Counting cases, counting medals: Containing the Olympic contagion during the Tokyo Games


Dr. Courtney M. Cox

Assistant Professor in the Department of Indigenous, Race, and Ethnic Studies at the University of Oregon. She is also co-director of The Sound of Victory, a multi-platform project located at the intersection of music and sport. Her work focuses on labor, identity, and technology through sport.

Section 1: Tokyo & Mega-Events

As of this writing, more than four million people worldwide have died from the COVID-19 virus and over 200 million more have been infected during this pandemic. In documenting the toll of this crisis, the Spanish influenza pandemic (1918-1920) is frequently cited in comparison to the current moment, given the Spanish flu claimed the lives of an estimated 50 million people as the world also reeled from the effects of World War I. The two pandemics share another parallel – the insistence on staging the Olympic Games amid international devastation. Tokyo governor Yuriko Koike invoked the 1920 Antwerp Games as an event that “brought hope” to the masses and aligned the Tokyo Games with a similar mission, even as Japan announced a state of emergency and over 80% of Japanese citizens wanted the Games postponed or cancelled. 

The 1920 Games in Antwerp are but one example of how global flows of sport and sickness interact. We need only look at the H1N1 flu’s impact during the 2010 Winter Olympics in Vancouver, the Zika virus in 2016 at the Olympics in Rio, or most recently, the norovirus at Pyeongchang’s 2018 Games. Given this context, the Tokyo Games emerge as the new normal; that is, the expectation that a global event of this magnitude might lay bare the vulnerabilities that so easily permeate borders and bodies. 

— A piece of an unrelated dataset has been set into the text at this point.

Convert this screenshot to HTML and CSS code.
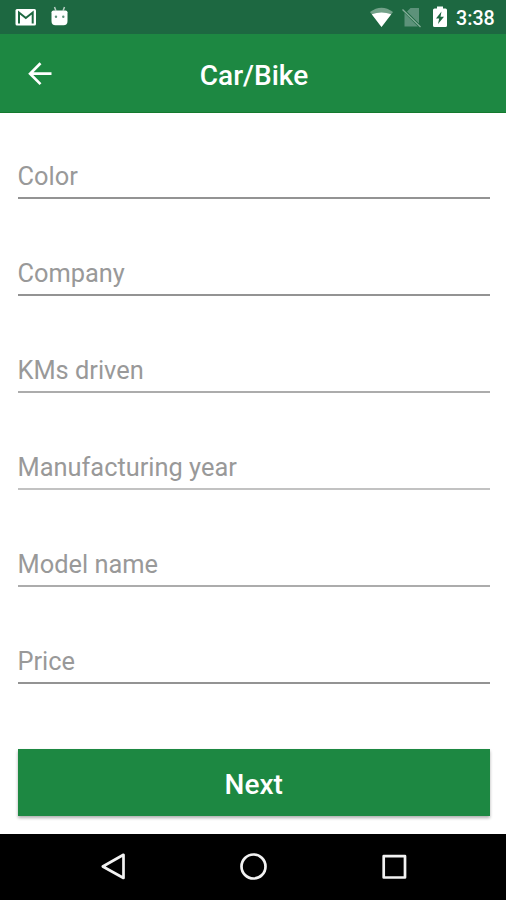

What these Games actually reveal is the state of constant contagion transmitted via Olympism (the ideals and values offered through the history of the Olympics and its charter) where every two years, summer and winter, this mega-event reveals the debris of a crumbling global civil society, covered in the residue of what sport communication scholar Lawrence Wenner calls “sport dirt” – where the cultural logics and values of sport “rub off” onto broader corporate, communal, and cultural formations. Before the Games started, I recall seeing consistent tweets from folks who could not comprehend why the Olympics would occur during a global pandemic that showed no end in sight. However, once athletes entered the field of play, the disdain for the International Olympic Committee (IOC) evaporated for many and the medal count emerged as the only numerical marker that mattered.

Tucked behind the podiums, medals, and world-class facilities are the 430 people – primarily Japanese officials and contractors – who contracted the virus and the greater Tokyo community rendered vulnerable at the hands of the IOC and Japanese government. Nestled between the heartwarming moments of triumph and the human interest stories that allow us into the lives of the world’s best athletes are the nearly 300 Olympians who tested positive for the virus leading up to and during the Games. On August 5, 2021, in the midst of the Olympics, Tokyo reached 5,042 new COVID-19 cases – a pandemic-high – a number that the IOC denies is linked to the Olympics.

In an op-ed published by The New York Times, professor of political science and former Olympian Jules Boykoff writes, “The IOC oversees the most pervasive yet least accountable sport infrastructure of the world. The group appears to have fallen under the spell of its own congenital impunity. Pressing ahead with the Olympics risks drinking poison to quench our thirst for sport.” In many ways, the Olympics and the interconnected governing bodies are not unlike other sporting institutions that resumed play before full assurance that sport could operate safely. However, the global reach of the Games set new hegemonic norms that trickle down to other leagues and federations, seemingly for years to come. Our thirst for athletic spectacle, along with the billions of dollars spent for the Tokyo Games, transcends the dire conditions of a global pandemic. 

In an article for Deadspin, Spike Friedman writes, “What’s often missed in mainstream critiques of the Olympics is how the various forms of rot they bring to individual cities can grow and mutate in the years and decades that follow” (emphasis mine).

Rot. Poison. Contagion.

As cases in Japan continue to surge in the aftermath of the Olympics – and in preparation for the upcoming Paralympic Games – the metaphor of mutation is an apt one. Whether considering the public health consequences of the Games or the myriad of political, economic, and environmental costs of hosting this particular sporting mega-event every two years (detailed throughout this report), the murmuring of anti-Olympic resistance grows louder and louder. The virality of epic sporting moments is rivaled only by the looming fear of pandemic in perpetuity.